# Recorded data
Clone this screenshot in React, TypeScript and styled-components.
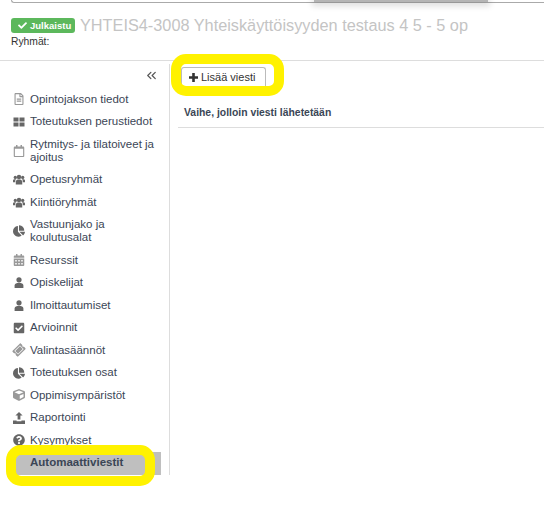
import React from 'react';
import styled, { createGlobalStyle } from 'styled-components';
import {
    FaCalendarAlt,
    FaCheck,
    FaCheckSquare,
    FaChartPie,
    FaCube,
    FaQuestionCircle,
    FaRegCalendar,
    FaRegFileAlt,
    FaTicketAlt,
} from 'react-icons/fa';
import { FiChevronsLeft } from 'react-icons/fi';

const GlobalStyle = createGlobalStyle`
  html, body {
    margin: 0;
    padding: 0;
    background: #fff;
    font-family: "Liberation Sans", Arial, sans-serif;
  }
`;

const UsersIcon = () => (
    <svg width="13" height="11" viewBox="0 0 13 11" fill="currentColor">
        <circle cx="6.5" cy="2.8" r="2.4" />
        <circle cx="2.5" cy="3.2" r="1.8" />
        <circle cx="10.5" cy="3.2" r="1.8" />
        <path d="M3 11V7.8C3 6 4.6 5.4 6.5 5.4S10 6 10 7.8V11z" />
        <path d="M0 8.6V6.6C0 5.6.8 5.2 2.5 5.2c.4 0 .8 0 1 .1C2.600 5.900 2.300 6.800 2.300 8.600z" />
        <path d="M13 8.600V6.600C13 5.600 12.200 5.200 10.500 5.200c-.4 0-.8 0-1 .1.900.6 1.200 1.500 1.200 3.300z" />
    </svg>
);

const UserIcon = () => (
    <svg width="10" height="11" viewBox="0 0 10 11" fill="currentColor">
        <circle cx="5" cy="2.8" r="2.6" />
        <path d="M.6 11V8.400C.6 6.600 2.600 5.800 5 5.800s4.400.8 4.400 2.600V11z" />
    </svg>
);

const BlocksIcon = () => (
    <svg width="12" height="10" viewBox="0 0 12 10" fill="currentColor">
        <rect x="0.500" y="0.500" width="5" height="4" />
        <rect x="6.500" y="0.500" width="5" height="4" />
        <rect x="0.500" y="5.500" width="5" height="4" />
        <rect x="6.500" y="5.500" width="5" height="4" />
    </svg>
);

const UploadIcon = () => (
    <svg width="12" height="12" viewBox="0 0 12 12" fill="currentColor">
        <path d="M6 0 9.600 3.600H7.400V7.600H4.600V3.600H2.400z" />
        <path d="M0 8.400H3.600V9.200H8.400V8.400H12V12H0z" />
    </svg>
);

const PlusIcon = () => (
    <svg width="9" height="9" viewBox="0 0 9 9" fill="currentColor">
        <path d="M3.200 0H5.800V3.200H9V5.800H5.800V9H3.200V5.800H0V3.200H3.200z" />
    </svg>
);

const menuItems: { label: string; icon: React.ReactNode; tilt?: boolean; light?: boolean }[] = [
    { label: 'Opintojakson tiedot', icon: <FaRegFileAlt />, light: true },
    { label: 'Toteutuksen perustiedot', icon: <BlocksIcon /> },
    { label: 'Rytmitys- ja tilatoiveet ja ajoitus', icon: <FaRegCalendar />, light: true },
    { label: 'Opetusryhmät', icon: <UsersIcon /> },
    { label: 'Kiintiöryhmät', icon: <UsersIcon /> },
    { label: 'Vastuunjako ja koulutusalat', icon: <FaChartPie /> },
    { label: 'Resurssit', icon: <FaCalendarAlt />, light: true },
    { label: 'Opiskelijat', icon: <UserIcon /> },
    { label: 'Ilmoittautumiset', icon: <UserIcon /> },
    { label: 'Arvioinnit', icon: <FaCheckSquare /> },
    { label: 'Valintasäännöt', icon: <FaTicketAlt />, tilt: true, light: true },
    { label: 'Toteutuksen osat', icon: <FaChartPie /> },
    { label: 'Oppimisympäristöt', icon: <FaCube />, light: true },
    { label: 'Raportointi', icon: <UploadIcon /> },
    { label: 'Kysymykset', icon: <FaQuestionCircle /> },
];

const App: React.FC = () => {
    return (
        <Page>
            <GlobalStyle />
            <TopStrip>
                <TopShadow />
            </TopStrip>
            <Header>
                <TitleRow>
                    <StatusBadge><FaCheck size={9} /> Julkaistu</StatusBadge>
                    <Title>YHTEIS4-3008 Yhteiskäyttöisyyden testaus 4 5 - 5 op</Title>
                </TitleRow>
                <Groups>Ryhmät:</Groups>
            </Header>
            <Body>
                <Sidebar>
                    <CollapseRow><FiChevronsLeft size={15} /></CollapseRow>
                    <Menu>
                        {menuItems.map((item, index) => (
                            <MenuItem key={index}>
                                <MenuIcon $tilt={item.tilt} $light={item.light}>{item.icon}</MenuIcon>
                                <span>{item.label}</span>
                            </MenuItem>
                        ))}
                    </Menu>
                    <ActiveItem>
                        Automaattiviestit
                        <ActiveRing />
                    </ActiveItem>
                </Sidebar>
                <Content>
                    <Toolbar>
                        <AddButton>
                            <PlusIcon /> Lisää viesti
                            <AddRing />
                        </AddButton>
                    </Toolbar>
                    <TableHead>Vaihe, jolloin viesti lähetetään</TableHead>
                </Content>
            </Body>
        </Page>
    );
};

const Page = styled.div`
  width: 544px;
  height: 528px;
  overflow: hidden;
  background: #fff;
  color: #333;
`;
const TopStrip = styled.div`
  position: relative;
  height: 2px;
  margin-left: 11px;
  border-bottom: 1px solid #aaa;
  border-left: 1px solid #aaa;
  border-bottom-left-radius: 3px;
`;
const TopShadow = styled.div`
  position: absolute;
  top: -1px;
  left: 302px;
  width: 174px;
  height: 3px;
  background: #b5b5b5;
  box-shadow: 0 2px 6px 2px rgba(0, 0, 0, 0.14);
`;
const Header = styled.div`
  height: 58px;
  box-sizing: border-box;
  padding: 15px 0 0 11px;
  border-bottom: 1px solid #ddd;
`;
const TitleRow = styled.div`
  display: flex;
  align-items: center;
  gap: 5px;
`;
const StatusBadge = styled.div`
  display: flex;
  align-items: center;
  gap: 3px;
  box-sizing: border-box;
  height: 15px;
  width: 64px;
  padding-left: 7px;
  border-radius: 3px;
  background: #5cb85c;
  color: #fff;
  font-size: 9.5px;
  font-weight: bold;
`;
const Title = styled.div`
  color: #c4c4c4;
  font-size: 16.3px;
  line-height: 15px;
  white-space: nowrap;
`;
const Groups = styled.div`
  margin-top: 2px;
  font-size: 10.3px;
  line-height: 13px;
  color: #333;
`;
const Body = styled.div`
  display: flex;
  align-items: flex-start;
`;
const Sidebar = styled.div`
  width: 169px;
  height: 411px;
  margin-top: 3px;
  border-right: 1px solid #ddd;
  flex-shrink: 0;
`;
const CollapseRow = styled.div`
  display: flex;
  justify-content: flex-end;
  box-sizing: border-box;
  height: 20px;
  padding: 4px 10px 0 0;
  color: #555;
`;
const Menu = styled.div`
  display: flex;
  flex-direction: column;
  gap: 9.5px;
  margin-top: 8.5px;
  padding-left: 13px;
`;
const MenuItem = styled.div`
  display: flex;
  align-items: center;
  gap: 5px;
  width: 145px;
  font-size: 11.5px;
  line-height: 13px;
  color: #3b4656;
`;
const MenuIcon = styled.div<{ $tilt?: boolean; $light?: boolean }>`
  display: flex;
  justify-content: center;
  width: 12px;
  font-size: 12px;
  color: ${(p) => (p.$light ? '#999' : '#666')};
  flex-shrink: 0;
  transform: ${(p) => (p.$tilt ? 'rotate(-45deg)' : 'none')};
`;
const ActiveItem = styled.div`
  position: relative;
  box-sizing: border-box;
  width: 145px;
  height: 23px;
  margin: 5.5px 0 0 16px;
  padding: 4px 0 0 14px;
  background: #bfbfbf;
  font-size: 11.5px;
  line-height: 13px;
  font-weight: bold;
  color: #3b4656;
`;
const ActiveRing = styled.div`
  position: absolute;
  top: -7px;
  left: -10px;
  width: 149px;
  height: 41px;
  box-sizing: border-box;
  border: 10px solid #fff200;
  border-radius: 15px;
`;
const Content = styled.div`
  flex: 1;
  padding-left: 1px;
`;
const Toolbar = styled.div`
  box-sizing: border-box;
  height: 33px;
  padding: 6px 0 0 10px;
`;
const AddButton = styled.div`
  position: relative;
  display: flex;
  align-items: center;
  gap: 3px;
  box-sizing: border-box;
  width: 85px;
  height: 19px;
  padding-left: 7px;
  border: 1px solid #bbb;
  border-bottom: none;
  border-radius: 3px 3px 0 0;
  font-size: 11px;
  color: #333;
`;
const AddRing = styled.div`
  position: absolute;
  top: -14px;
  left: -11px;
  width: 113px;
  height: 42px;
  box-sizing: border-box;
  border: 10px solid #fff200;
  border-radius: 15px;
`;
const TableHead = styled.div`
  box-sizing: border-box;
  height: 34px;
  margin-left: 7px;
  padding: 13px 0 0 6px;
  border-bottom: 1px solid #ddd;
  font-size: 10.4px;
  line-height: 12px;
  font-weight: bold;
  color: #3b4656;
`;

export default App;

# Set exercise
Pull every line containing the word "components" out of the material.

# Answer for the task
Clone this screenshot in React, TypeScript and styled-components.
import styled, { createGlobalStyle } from 'styled-components';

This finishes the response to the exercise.